For someone who toured extensively by virtue of competing in various international events, Harikrishna does have a place of special liking. And not surprisingly it happens to be the beaches in Spain. Mind you it is where Viswanathan Anand owns a home and even invited the Indian players recently for a dinner. "They were exotic. Great experience no doubt," he says. Then, what exactly he hates? A crowded area. Even when I go to a competition I am uncomfortable if the venue wears a crammed look with tables arranged like in a marriage dinner," he says with a boyish smile. Any sentiments? "I always wear the ring of Shirdi Sai Baba. I often visit the temple. It is a very pleasant location to be with to feel the desired change from the routine," explains Harikrishna.

Anything which still worries him even now? Yes, with Wipro communicating the end of a four-year deal by December 2004, I have to look out for fresh sponsors. And, as things stand it can be really tough. Not the experience I would have loved to go through ahead of some of the big events and also at this most crucial phase of my career, says a thoughtful Harikrishna. Otherwise, he acknowledges it has been a splendid phase till now with thanks first to the sponsorship of Vignan group of educations, then Bank of Baroda and later Wipro.

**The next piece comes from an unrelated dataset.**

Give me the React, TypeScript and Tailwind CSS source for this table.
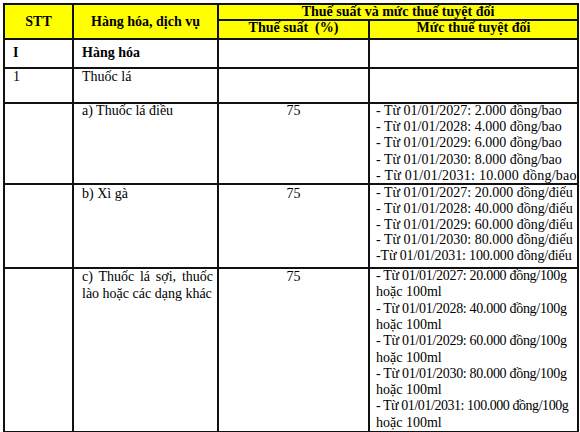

He might be too young to give a message of sorts for the sporting fraternity but having achieved what others of his age only dream of, Harikrishna is tempted to appeal to the parents not to bother about winning or losing but let their kids completely enjoy whatever sport they play.

And naturally, this has to be complemented by necessary hard work, commitment and sincerity, he adds.

The youngster prefers to be a vegetarian but when left with no option he takes tandoori chicken. Not a bad liking considering the number of opponents who have chickened out after tasting his mastery on the 64-squares. Mind you, he is gunning for the world championship sooner or later. That should really augur well for Indian chess.